**GIVEN PROBLEM:** Copy each line exactly. Drop every picture.
⟨
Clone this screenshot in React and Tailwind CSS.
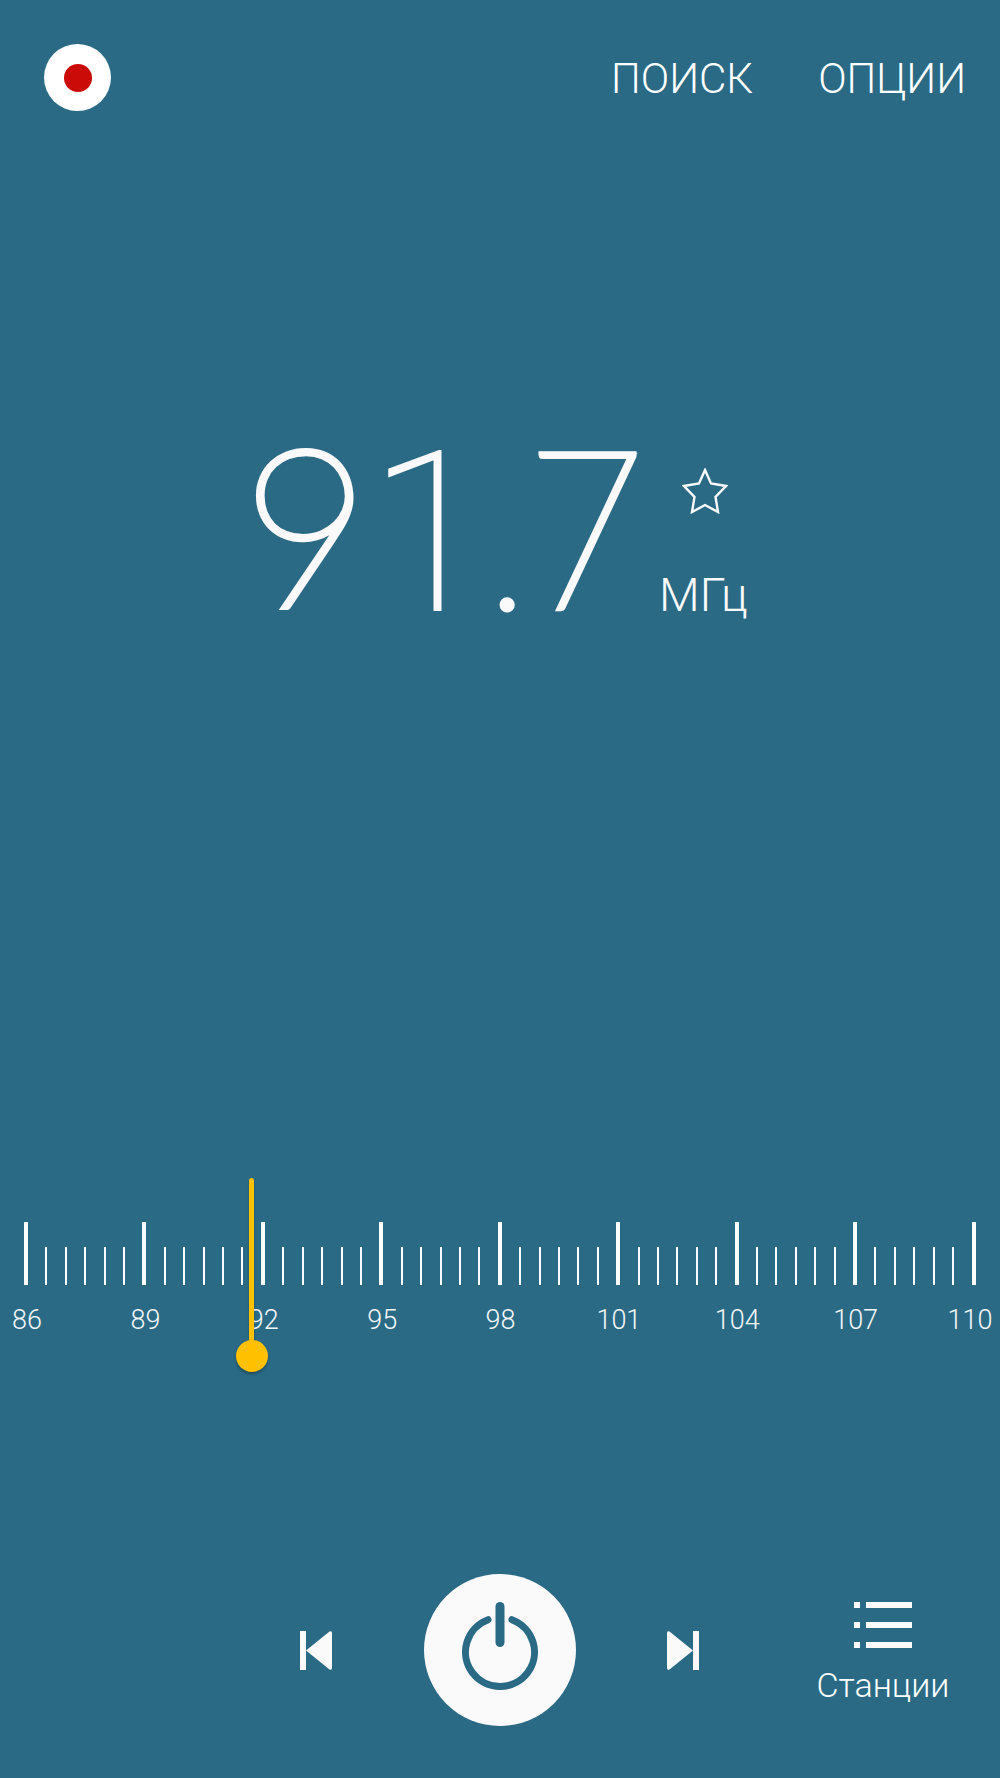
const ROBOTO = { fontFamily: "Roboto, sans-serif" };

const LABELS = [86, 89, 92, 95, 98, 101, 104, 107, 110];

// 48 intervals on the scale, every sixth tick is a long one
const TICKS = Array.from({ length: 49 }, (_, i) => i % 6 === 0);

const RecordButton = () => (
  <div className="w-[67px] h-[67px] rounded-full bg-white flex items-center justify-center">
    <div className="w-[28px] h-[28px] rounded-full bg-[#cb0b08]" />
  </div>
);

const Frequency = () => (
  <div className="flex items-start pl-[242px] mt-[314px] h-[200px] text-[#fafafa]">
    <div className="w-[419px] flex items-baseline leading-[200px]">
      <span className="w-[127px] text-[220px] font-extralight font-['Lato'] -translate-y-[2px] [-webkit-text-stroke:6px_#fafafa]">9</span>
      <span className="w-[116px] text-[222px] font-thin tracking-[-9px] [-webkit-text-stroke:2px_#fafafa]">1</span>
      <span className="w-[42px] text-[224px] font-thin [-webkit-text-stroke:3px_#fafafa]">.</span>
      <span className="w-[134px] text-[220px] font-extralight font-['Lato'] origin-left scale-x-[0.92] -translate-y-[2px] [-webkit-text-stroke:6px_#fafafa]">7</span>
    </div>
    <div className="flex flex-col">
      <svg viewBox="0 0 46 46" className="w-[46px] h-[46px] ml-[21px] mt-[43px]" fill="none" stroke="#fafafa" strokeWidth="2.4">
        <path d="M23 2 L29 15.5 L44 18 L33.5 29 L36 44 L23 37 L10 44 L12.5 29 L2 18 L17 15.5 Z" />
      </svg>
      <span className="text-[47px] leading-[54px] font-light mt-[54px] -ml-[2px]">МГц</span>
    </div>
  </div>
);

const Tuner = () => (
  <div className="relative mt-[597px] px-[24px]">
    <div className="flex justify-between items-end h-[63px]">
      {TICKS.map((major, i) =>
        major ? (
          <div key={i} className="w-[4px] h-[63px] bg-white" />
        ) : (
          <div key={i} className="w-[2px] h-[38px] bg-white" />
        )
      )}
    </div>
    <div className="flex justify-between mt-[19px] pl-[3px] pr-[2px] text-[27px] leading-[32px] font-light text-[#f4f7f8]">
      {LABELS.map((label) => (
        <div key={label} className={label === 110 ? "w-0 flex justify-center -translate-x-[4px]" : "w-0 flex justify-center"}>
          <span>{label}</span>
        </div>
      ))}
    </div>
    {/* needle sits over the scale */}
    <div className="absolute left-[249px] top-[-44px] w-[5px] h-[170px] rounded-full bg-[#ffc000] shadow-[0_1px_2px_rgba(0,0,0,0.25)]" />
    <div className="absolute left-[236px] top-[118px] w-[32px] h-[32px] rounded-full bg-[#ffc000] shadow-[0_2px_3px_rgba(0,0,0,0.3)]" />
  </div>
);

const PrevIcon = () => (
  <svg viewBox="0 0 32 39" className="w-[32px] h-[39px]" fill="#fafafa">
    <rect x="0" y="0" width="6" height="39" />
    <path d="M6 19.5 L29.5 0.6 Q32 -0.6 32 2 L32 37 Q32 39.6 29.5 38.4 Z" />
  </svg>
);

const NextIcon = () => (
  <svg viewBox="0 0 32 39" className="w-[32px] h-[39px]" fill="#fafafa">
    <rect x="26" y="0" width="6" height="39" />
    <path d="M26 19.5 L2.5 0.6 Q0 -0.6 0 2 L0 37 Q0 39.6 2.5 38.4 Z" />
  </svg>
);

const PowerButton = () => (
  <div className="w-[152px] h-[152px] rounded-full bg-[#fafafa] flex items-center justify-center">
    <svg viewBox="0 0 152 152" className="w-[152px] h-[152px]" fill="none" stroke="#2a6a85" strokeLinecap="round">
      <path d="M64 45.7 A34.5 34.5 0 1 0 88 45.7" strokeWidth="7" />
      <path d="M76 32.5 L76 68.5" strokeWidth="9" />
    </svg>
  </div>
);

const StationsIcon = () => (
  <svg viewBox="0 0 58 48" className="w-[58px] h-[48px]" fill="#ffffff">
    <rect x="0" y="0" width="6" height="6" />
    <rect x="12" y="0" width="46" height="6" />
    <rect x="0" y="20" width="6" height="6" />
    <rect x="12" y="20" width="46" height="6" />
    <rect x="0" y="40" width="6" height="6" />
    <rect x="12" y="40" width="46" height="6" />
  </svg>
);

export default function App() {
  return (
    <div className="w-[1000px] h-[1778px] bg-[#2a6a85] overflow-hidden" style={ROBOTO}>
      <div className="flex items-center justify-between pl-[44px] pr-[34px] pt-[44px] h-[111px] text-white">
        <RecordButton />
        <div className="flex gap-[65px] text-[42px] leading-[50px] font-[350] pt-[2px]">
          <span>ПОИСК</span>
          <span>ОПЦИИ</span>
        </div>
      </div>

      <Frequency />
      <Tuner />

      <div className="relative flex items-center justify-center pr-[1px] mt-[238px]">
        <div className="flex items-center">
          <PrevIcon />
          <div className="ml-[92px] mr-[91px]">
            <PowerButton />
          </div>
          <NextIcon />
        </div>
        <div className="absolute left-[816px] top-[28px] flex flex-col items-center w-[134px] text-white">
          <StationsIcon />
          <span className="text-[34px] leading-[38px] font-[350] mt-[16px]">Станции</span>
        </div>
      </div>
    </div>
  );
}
⟩
**THE OUTPUT:**
Clone this screenshot in React and Tailwind CSS.
const ROBOTO = { fontFamily: "Roboto, sans-serif" };

const LABELS = [86, 89, 92, 95, 98, 101, 104, 107, 110];

// 48 intervals on the scale, every sixth tick is a long one
const TICKS = Array.from({ length: 49 }, (_, i) => i % 6 === 0);

const RecordButton = () => (
  <div className="w-[67px] h-[67px] rounded-full bg-white flex items-center justify-center">
    <div className="w-[28px] h-[28px] rounded-full bg-[#cb0b08]" />
  </div>
);

const Frequency = () => (
  <div className="flex items-start pl-[242px] mt-[314px] h-[200px] text-[#fafafa]">
    <div className="w-[419px] flex items-baseline leading-[200px]">
      <span className="w-[127px] text-[220px] font-extralight font-['Lato'] -translate-y-[2px] [-webkit-text-stroke:6px_#fafafa]">9</span>
      <span className="w-[116px] text-[222px] font-thin tracking-[-9px] [-webkit-text-stroke:2px_#fafafa]">1</span>
      <span className="w-[42px] text-[224px] font-thin [-webkit-text-stroke:3px_#fafafa]">.</span>
      <span className="w-[134px] text-[220px] font-extralight font-['Lato'] origin-left scale-x-[0.92] -translate-y-[2px] [-webkit-text-stroke:6px_#fafafa]">7</span>
    </div>
    <div className="flex flex-col">
      <svg viewBox="0 0 46 46" className="w-[46px] h-[46px] ml-[21px] mt-[43px]" fill="none" stroke="#fafafa" strokeWidth="2.4">
        <path d="M23 2 L29 15.5 L44 18 L33.5 29 L36 44 L23 37 L10 44 L12.5 29 L2 18 L17 15.5 Z" />
      </svg>
      <span className="text-[47px] leading-[54px] font-light mt-[54px] -ml-[2px]">МГц</span>
    </div>
  </div>
);

const Tuner = () => (
  <div className="relative mt-[597px] px-[24px]">
    <div className="flex justify-between items-end h-[63px]">
      {TICKS.map((major, i) =>
        major ? (
          <div key={i} className="w-[4px] h-[63px] bg-white" />
        ) : (
          <div key={i} className="w-[2px] h-[38px] bg-white" />
        )
      )}
    </div>
    <div className="flex justify-between mt-[19px] pl-[3px] pr-[2px] text-[27px] leading-[32px] font-light text-[#f4f7f8]">
      {LABELS.map((label) => (
        <div key={label} className={label === 110 ? "w-0 flex justify-center -translate-x-[4px]" : "w-0 flex justify-center"}>
          <span>{label}</span>
        </div>
      ))}
    </div>
    {/* needle sits over the scale */}
    <div className="absolute left-[249px] top-[-44px] w-[5px] h-[170px] rounded-full bg-[#ffc000] shadow-[0_1px_2px_rgba(0,0,0,0.25)]" />
    <div className="absolute left-[236px] top-[118px] w-[32px] h-[32px] rounded-full bg-[#ffc000] shadow-[0_2px_3px_rgba(0,0,0,0.3)]" />
  </div>
);

const PrevIcon = () => (
  <svg viewBox="0 0 32 39" className="w-[32px] h-[39px]" fill="#fafafa">
    <rect x="0" y="0" width="6" height="39" />
    <path d="M6 19.5 L29.5 0.6 Q32 -0.6 32 2 L32 37 Q32 39.6 29.5 38.4 Z" />
  </svg>
);

const NextIcon = () => (
  <svg viewBox="0 0 32 39" className="w-[32px] h-[39px]" fill="#fafafa">
    <rect x="26" y="0" width="6" height="39" />
    <path d="M26 19.5 L2.5 0.6 Q0 -0.6 0 2 L0 37 Q0 39.6 2.5 38.4 Z" />
  </svg>
);

const PowerButton = () => (
  <div className="w-[152px] h-[152px] rounded-full bg-[#fafafa] flex items-center justify-center">
    <svg viewBox="0 0 152 152" className="w-[152px] h-[152px]" fill="none" stroke="#2a6a85" strokeLinecap="round">
      <path d="M64 45.7 A34.5 34.5 0 1 0 88 45.7" strokeWidth="7" />
      <path d="M76 32.5 L76 68.5" strokeWidth="9" />
    </svg>
  </div>
);

const StationsIcon = () => (
  <svg viewBox="0 0 58 48" className="w-[58px] h-[48px]" fill="#ffffff">
    <rect x="0" y="0" width="6" height="6" />
    <rect x="12" y="0" width="46" height="6" />
    <rect x="0" y="20" width="6" height="6" />
    <rect x="12" y="20" width="46" height="6" />
    <rect x="0" y="40" width="6" height="6" />
    <rect x="12" y="40" width="46" height="6" />
  </svg>
);

export default function App() {
  return (
    <div className="w-[1000px] h-[1778px] bg-[#2a6a85] overflow-hidden" style={ROBOTO}>
      <div className="flex items-center justify-between pl-[44px] pr-[34px] pt-[44px] h-[111px] text-white">
        <RecordButton />
        <div className="flex gap-[65px] text-[42px] leading-[50px] font-[350] pt-[2px]">
          <span>ПОИСК</span>
          <span>ОПЦИИ</span>
        </div>
      </div>

      <Frequency />
      <Tuner />

      <div className="relative flex items-center justify-center pr-[1px] mt-[238px]">
        <div className="flex items-center">
          <PrevIcon />
          <div className="ml-[92px] mr-[91px]">
            <PowerButton />
          </div>
          <NextIcon />
        </div>
        <div className="absolute left-[816px] top-[28px] flex flex-col items-center w-[134px] text-white">
          <StationsIcon />
          <span className="text-[34px] leading-[38px] font-[350] mt-[16px]">Станции</span>
        </div>
      </div>
    </div>
  );
}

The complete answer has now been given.